Combined, it meant a reduction in the killed-in-action rate, dropping from about 20 percent before the current wars to about 12 percent now, Farr says.
Farr says one of his biggest accomplishments at Socom was helping develop a battlefield medical kit for troops that included a tourniquet, hemostatic dressing, antibiotics and pain pills and a needle for sucking chest wounds.
“The key thing is that every single person has it,” Farr says. “Your buddy is saving you.”
In 2009, Farr became command surgeon of Soccent, the MacDill-based special operations warfighting headquarters for U.S. Central Command. Though special operations forces in Afghanistan already had robust medical services, the same was not always true in the rest of the command’s region.
For Farr, the challenge became making sure commandos working in smaller numbers elsewhere were able to be properly treated and evacuated.
Farr, who has a Legion of Merit and Bronze Star with “V” Device among his many medals, is one of the special operations forces’ most respected medical leaders, says Doug Brown, a retired Green Beret general who commanded Socom from 2003 to 2007 and was Farr’s boss at Ft. Bragg before bringing him to Tampa.
“Rocky Farr is amazing,” Brown says. “First of all, he has been in special operations forces medicine forever. No one knows it better. He understands the battlefield and was on it.

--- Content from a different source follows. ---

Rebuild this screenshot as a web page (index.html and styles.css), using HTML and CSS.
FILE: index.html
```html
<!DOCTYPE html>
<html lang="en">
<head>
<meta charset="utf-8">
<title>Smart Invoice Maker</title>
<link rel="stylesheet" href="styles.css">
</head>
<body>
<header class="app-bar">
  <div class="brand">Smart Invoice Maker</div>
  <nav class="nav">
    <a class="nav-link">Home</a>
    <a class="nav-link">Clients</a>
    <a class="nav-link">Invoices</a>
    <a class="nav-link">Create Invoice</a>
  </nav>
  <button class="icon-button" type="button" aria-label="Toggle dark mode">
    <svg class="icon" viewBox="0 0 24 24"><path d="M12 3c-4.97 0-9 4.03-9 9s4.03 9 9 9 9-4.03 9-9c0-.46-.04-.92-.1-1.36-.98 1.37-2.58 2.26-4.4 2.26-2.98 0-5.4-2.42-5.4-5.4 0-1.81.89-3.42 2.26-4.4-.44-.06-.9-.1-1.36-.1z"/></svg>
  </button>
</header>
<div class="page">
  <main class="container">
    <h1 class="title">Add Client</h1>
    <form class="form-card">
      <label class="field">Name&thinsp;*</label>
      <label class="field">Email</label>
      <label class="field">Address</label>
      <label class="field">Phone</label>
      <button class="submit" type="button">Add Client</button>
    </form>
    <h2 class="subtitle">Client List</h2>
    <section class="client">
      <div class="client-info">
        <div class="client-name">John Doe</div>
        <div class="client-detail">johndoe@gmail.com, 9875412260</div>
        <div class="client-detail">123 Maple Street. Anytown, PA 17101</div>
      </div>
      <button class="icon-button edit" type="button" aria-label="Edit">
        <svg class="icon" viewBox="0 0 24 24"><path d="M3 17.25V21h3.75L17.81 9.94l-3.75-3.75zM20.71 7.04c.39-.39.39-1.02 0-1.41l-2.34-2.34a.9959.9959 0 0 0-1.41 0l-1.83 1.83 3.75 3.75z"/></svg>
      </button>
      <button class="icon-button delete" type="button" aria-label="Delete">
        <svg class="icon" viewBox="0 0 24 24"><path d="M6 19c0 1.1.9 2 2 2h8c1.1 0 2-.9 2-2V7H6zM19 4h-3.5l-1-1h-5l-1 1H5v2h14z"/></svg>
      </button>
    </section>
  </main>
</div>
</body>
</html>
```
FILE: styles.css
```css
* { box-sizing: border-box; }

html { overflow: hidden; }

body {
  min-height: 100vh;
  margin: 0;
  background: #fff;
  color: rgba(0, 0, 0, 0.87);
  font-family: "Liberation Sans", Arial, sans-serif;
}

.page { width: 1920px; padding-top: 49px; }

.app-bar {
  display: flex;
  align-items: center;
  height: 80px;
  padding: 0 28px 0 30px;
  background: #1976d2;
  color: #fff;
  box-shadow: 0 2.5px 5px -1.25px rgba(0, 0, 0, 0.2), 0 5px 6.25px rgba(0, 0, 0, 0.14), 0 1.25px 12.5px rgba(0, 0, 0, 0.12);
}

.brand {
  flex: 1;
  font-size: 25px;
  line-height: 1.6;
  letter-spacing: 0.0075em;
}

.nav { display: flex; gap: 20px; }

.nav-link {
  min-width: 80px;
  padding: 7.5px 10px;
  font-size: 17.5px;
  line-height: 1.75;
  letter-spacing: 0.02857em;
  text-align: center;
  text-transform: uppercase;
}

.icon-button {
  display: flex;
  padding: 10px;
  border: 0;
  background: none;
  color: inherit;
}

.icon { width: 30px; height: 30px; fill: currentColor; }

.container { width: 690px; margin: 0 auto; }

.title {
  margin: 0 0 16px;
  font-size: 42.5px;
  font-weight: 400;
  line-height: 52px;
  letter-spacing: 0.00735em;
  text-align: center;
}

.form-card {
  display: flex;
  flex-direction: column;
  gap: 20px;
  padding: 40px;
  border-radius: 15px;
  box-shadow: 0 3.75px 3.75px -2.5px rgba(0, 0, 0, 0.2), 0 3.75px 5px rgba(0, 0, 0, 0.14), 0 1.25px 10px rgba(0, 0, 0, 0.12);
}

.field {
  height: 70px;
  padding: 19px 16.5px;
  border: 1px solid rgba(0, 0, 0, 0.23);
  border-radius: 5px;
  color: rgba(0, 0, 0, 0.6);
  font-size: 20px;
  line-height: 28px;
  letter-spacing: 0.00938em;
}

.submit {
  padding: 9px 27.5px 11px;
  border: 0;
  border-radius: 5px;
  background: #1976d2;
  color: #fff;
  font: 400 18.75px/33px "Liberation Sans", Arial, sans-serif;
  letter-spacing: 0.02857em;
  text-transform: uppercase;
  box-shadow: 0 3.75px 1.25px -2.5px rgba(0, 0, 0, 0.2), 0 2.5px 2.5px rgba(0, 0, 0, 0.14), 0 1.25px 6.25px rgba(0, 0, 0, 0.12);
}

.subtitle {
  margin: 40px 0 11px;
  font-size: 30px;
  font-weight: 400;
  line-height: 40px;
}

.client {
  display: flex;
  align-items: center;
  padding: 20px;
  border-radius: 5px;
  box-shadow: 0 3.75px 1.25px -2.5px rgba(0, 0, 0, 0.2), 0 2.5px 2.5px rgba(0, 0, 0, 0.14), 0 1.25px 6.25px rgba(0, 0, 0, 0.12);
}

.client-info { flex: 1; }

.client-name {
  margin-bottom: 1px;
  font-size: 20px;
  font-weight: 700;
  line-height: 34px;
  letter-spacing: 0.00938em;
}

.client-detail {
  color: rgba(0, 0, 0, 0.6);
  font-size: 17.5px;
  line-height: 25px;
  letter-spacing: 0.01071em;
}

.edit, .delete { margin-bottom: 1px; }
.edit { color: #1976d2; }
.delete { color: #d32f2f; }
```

As special operations surgeon, Rocky Farr was exactly the right guy.”
Farr was “instrumental in writing the new medical special operations handbook when I was down there,” Brown says. “There have been so many advances in digital medicine and digital training devices, he was key in doing that. We are losing probably the most experienced battlefield medical expert that I haver ever known or seen.”
Hundreds are expected to show up to bid Farr farewell at Soccent headquarters. After retirement, Farr wants to continue to pursue his love of history, a passion that so far has resulted in multiple articles and four books, including “The Third Temple’s Holy of Holies: The Israeli Nuclear Program,” which was quoted by writer Noam Chomsky.
He says whatever happens, he and his wife, Kathleen Dunn Farr, a lieutenant colonel in the Army Reserves, want to stick around.
“My wife and I like it here in Tampa,” he says. “We have six dogs and a small house. I have an offer to go overseas, but I am looking for something here in Tampa. I am tired of travel.”
PHOTO: JIM REED/STAFF
Col. Warner Farr, surgeon for U.S. Special Operations Command Central, retires after 46 years, making him one of the longest-serving soldiers.